What to do: Return every line below in which "React" appears.

Material:
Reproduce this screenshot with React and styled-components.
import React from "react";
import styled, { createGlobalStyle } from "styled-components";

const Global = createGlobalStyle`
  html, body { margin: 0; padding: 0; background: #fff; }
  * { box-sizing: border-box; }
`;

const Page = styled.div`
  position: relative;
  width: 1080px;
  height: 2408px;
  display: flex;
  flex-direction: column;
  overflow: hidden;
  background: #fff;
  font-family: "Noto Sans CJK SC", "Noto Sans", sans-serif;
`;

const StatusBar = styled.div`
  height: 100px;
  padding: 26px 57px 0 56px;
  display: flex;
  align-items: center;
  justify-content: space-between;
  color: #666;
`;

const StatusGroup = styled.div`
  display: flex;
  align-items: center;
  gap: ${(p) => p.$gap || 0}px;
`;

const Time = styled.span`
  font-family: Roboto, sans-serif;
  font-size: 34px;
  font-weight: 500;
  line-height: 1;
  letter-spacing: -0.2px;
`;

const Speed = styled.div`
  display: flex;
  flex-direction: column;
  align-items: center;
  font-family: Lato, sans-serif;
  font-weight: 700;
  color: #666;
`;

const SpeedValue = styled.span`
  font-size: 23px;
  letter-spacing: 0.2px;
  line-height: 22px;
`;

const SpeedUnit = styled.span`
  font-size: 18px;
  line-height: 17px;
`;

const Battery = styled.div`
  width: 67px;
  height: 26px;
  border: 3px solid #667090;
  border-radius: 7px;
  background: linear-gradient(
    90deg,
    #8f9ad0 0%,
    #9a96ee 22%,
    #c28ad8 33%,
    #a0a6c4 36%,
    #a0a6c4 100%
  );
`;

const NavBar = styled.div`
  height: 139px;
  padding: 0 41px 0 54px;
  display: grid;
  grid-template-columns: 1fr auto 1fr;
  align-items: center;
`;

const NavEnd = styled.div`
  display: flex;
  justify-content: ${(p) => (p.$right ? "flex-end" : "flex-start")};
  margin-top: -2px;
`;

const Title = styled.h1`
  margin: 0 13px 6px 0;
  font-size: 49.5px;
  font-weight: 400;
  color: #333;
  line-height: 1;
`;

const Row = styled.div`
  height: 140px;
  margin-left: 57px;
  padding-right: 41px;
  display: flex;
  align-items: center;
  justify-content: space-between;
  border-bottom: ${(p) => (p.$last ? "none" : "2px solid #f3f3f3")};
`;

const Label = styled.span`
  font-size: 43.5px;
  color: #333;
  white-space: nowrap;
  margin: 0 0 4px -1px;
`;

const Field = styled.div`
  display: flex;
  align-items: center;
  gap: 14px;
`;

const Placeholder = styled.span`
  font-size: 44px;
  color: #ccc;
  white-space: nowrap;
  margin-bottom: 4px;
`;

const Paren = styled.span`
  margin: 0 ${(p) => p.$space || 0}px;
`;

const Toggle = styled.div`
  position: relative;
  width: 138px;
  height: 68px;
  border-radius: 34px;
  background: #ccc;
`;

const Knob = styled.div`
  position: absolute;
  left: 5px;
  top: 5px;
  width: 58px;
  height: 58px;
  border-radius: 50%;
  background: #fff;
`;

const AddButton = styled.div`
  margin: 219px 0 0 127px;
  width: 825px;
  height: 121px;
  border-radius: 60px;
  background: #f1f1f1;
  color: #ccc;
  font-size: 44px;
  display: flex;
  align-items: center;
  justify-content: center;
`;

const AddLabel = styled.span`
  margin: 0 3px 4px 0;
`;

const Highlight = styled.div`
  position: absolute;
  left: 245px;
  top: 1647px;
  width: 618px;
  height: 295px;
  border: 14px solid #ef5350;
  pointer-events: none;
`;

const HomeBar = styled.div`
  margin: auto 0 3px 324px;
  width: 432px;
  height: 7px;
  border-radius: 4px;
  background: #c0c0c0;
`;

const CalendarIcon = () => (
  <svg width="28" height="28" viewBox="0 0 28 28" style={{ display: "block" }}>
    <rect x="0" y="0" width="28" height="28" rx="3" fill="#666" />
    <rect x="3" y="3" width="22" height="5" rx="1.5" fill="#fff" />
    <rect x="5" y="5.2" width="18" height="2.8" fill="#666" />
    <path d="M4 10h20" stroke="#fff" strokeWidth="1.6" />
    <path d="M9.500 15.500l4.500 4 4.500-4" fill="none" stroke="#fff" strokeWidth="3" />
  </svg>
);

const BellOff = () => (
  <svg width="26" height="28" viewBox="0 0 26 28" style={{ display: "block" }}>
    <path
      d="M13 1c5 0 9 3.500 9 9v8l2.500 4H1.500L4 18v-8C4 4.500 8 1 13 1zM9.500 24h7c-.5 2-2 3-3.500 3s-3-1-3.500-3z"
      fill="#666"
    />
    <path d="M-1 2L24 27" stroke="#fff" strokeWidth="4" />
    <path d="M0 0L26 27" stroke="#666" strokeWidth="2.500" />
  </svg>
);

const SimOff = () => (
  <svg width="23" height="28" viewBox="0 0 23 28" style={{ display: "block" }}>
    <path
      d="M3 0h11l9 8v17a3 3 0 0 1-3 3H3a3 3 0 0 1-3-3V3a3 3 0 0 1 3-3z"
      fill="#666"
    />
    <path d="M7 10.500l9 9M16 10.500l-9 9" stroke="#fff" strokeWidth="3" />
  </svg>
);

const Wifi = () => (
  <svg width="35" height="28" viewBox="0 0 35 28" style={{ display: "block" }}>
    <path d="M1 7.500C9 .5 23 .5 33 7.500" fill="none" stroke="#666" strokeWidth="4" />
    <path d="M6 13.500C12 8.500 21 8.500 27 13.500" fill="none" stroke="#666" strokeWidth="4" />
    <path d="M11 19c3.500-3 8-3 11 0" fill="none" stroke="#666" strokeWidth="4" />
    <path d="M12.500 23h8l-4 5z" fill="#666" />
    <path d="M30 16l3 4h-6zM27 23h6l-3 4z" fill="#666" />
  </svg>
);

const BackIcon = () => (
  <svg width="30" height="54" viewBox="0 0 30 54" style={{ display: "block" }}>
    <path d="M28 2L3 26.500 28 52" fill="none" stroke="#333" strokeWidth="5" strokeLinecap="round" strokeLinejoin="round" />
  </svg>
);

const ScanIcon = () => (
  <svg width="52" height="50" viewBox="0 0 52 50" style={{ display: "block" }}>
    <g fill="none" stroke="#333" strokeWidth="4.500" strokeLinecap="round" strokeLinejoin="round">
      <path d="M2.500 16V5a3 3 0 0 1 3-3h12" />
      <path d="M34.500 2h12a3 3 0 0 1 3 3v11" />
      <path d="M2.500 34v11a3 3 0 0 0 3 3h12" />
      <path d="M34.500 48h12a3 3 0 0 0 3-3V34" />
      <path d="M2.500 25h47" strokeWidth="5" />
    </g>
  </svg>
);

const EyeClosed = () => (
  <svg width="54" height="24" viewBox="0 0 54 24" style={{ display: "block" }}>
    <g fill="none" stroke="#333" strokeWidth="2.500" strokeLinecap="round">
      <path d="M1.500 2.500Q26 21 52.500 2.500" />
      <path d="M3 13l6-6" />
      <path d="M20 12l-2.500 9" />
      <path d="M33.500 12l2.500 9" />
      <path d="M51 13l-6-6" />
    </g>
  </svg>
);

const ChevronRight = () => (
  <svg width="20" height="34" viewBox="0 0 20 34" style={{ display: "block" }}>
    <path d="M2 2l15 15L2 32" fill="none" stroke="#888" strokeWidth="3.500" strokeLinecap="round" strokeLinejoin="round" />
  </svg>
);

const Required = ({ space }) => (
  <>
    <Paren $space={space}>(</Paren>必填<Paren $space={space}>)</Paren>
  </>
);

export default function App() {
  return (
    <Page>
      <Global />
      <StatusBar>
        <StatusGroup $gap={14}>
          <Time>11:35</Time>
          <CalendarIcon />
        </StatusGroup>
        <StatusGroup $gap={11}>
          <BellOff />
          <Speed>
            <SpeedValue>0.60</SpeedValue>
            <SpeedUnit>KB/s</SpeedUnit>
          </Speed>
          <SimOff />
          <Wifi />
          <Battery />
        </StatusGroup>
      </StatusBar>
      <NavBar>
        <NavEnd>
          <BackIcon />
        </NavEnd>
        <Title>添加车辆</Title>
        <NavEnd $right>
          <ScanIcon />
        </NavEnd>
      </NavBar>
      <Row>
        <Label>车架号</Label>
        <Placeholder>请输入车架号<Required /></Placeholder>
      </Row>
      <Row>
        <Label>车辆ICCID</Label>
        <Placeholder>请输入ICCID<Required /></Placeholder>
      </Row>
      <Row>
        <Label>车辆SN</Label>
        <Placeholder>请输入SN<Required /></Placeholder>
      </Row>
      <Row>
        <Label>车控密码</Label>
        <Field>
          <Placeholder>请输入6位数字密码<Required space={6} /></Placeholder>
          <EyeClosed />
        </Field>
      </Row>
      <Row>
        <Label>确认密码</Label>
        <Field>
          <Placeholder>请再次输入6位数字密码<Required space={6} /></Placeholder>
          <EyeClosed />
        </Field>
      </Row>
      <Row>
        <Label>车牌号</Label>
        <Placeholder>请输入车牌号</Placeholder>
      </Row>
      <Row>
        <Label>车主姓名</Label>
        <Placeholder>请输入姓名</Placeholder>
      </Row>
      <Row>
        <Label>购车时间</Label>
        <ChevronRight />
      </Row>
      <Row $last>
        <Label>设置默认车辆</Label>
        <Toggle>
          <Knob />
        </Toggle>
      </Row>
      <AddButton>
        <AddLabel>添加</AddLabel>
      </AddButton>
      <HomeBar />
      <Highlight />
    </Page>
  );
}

The solution:
Reproduce this screenshot with React and styled-components.
import React from "react";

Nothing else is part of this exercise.